M17 SWex hasn’t spawned any of the most massive types of stars yet, known as O-type stars. But these hot behemoths have formed in the center nebula and are lighting it up ferociously. They’ve also blown a hole, or “Bubble,” in the gas called M17 EB. Eventually, o-type stars will form in the Dark Cloud and will light it up like the nebula in the center.
These images show the power that infrared astronomy has to reveal nature’s structure. The ESO created a draggable, two-part image that exemplifies what infrared astronomy can do.
The work of Hellenistic astronomers, that is, astronomers inside and outside of Greece who spoke Greek, is a major phase in the history of astronomy. Most of the names of stars and constellations in the northern hemisphere stem from Hellenistic astronomers, though their work also rests on previous work by Babylonian, Egyptian, and other astronomers.
Many Greek astronomical writings were lost. The Great Library of Alexandria held many of them, but that knowledge was lost as the Library and the society that held it declined over time. Eventually, the Library was destroyed sometime around AD 270. We’ll never know for sure what was lost.
But the names live on, a good reminder of what can be gained and what can be lost and how humans have worked so hard for so long to understand nature.
Celestial objects are named much differently now. When something new is discovered, it’s often given an unwieldy, technical name based on how it was found. For example, there’s a quasar named SDSSp J025518.58+004847.6, a name full of technical information but difficult to relate to and not likely to inspire the imagination. Other objects are named after the discoverer, like the nebula in the leading image. In other cases, things are named after celebrities, like the asteroid Freddie Mercury. There are so many asteroids that we can afford fanciful names.
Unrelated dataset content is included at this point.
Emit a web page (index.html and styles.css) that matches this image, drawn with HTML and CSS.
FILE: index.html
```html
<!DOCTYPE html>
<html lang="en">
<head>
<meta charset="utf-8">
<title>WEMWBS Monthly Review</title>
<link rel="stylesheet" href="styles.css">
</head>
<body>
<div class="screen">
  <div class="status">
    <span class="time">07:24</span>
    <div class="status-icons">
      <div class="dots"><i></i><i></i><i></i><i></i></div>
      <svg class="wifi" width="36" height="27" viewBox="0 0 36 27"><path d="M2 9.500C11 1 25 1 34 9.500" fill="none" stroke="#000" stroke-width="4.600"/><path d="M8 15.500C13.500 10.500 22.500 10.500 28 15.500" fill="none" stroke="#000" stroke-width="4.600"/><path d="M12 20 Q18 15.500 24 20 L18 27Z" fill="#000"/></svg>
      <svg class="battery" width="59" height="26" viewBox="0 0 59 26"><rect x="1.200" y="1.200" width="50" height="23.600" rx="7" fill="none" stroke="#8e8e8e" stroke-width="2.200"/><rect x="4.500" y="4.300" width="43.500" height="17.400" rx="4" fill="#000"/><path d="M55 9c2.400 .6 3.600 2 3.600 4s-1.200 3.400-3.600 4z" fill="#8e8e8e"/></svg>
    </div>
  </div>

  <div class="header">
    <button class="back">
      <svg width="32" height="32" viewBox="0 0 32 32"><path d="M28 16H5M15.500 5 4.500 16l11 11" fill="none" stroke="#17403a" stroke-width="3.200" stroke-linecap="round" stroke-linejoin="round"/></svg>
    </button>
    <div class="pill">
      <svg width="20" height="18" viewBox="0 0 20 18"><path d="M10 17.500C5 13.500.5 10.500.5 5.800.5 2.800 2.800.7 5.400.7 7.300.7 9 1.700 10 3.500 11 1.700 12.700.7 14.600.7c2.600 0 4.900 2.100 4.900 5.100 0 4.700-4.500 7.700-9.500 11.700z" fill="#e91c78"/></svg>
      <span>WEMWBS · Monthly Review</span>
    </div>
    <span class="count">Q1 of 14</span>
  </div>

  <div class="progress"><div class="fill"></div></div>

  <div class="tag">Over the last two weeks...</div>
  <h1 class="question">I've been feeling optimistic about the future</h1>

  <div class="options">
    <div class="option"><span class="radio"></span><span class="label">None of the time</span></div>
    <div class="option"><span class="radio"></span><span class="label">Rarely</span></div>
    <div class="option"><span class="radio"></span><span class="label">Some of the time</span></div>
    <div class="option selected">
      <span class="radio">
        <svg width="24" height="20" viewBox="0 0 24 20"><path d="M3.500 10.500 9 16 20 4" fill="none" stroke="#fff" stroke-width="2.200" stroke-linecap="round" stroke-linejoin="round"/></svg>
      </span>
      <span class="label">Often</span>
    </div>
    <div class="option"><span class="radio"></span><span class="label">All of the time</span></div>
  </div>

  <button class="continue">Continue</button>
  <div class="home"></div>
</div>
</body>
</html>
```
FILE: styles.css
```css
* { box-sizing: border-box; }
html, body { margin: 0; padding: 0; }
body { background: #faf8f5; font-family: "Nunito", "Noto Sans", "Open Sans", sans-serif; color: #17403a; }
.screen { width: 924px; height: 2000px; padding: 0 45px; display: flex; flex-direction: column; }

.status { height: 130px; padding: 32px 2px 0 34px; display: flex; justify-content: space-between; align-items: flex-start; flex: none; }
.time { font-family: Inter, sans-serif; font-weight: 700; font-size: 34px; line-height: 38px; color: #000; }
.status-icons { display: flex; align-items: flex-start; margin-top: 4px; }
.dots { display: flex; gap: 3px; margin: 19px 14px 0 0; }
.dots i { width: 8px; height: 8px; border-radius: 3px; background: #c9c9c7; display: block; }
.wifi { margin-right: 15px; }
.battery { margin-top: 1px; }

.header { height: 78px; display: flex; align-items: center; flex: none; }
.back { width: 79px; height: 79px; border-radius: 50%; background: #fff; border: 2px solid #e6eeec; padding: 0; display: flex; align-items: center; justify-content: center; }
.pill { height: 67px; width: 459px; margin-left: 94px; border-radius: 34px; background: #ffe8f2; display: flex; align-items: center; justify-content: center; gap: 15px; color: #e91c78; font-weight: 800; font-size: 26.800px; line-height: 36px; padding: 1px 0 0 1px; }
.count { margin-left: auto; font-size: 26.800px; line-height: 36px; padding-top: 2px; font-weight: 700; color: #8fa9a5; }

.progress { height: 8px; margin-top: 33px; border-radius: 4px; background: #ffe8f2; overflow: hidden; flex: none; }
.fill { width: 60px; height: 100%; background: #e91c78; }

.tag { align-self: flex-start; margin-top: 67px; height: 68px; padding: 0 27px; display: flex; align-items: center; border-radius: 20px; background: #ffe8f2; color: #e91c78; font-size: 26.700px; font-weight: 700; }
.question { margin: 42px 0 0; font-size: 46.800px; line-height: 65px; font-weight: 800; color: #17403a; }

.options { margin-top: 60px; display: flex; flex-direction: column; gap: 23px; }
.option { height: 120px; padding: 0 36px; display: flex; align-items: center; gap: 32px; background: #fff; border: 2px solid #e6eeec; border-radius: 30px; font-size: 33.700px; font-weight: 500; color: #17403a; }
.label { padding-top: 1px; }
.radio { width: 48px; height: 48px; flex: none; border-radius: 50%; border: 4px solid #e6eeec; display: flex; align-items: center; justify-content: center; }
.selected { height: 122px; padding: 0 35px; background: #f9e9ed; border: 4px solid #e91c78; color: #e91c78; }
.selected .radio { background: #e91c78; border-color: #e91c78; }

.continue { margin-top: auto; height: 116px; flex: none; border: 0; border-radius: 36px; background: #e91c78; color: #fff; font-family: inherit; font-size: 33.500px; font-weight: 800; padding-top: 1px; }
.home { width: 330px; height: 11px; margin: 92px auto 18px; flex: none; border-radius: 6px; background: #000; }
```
It’s hard to imagine civilization convulsing as it did in ancient times. But who knows what the future holds? The Great Library of Alexandria wasn’t destroyed all at once; it suffered centuries of decline, helped in its demise by anti-intellectual sentiment and changing religious circumstances, until it was finally destroyed for good. Could something similar happen in the future?
If it does, then Sh2-54 and the other nebulae near the constellation Serpens will just be fragments of a body of knowledge that may atrophy over time. Future people, maybe in the grip of resurgent superstitions, may wonder what the point of all these mountain-top observatories is, why we launched telescopes into space that might insult the creator, and who Freddie Mercury was.
But for now, we get to enjoy the unbridled age of information we live in. We can sit in the comfort of our homes and gaze through the eyes of our distant space telescopes as they probe nebulae and other wondrous objects. Then we can click a link and wonder at the ancients who gazed at the same sky and saw a much simpler version of nature.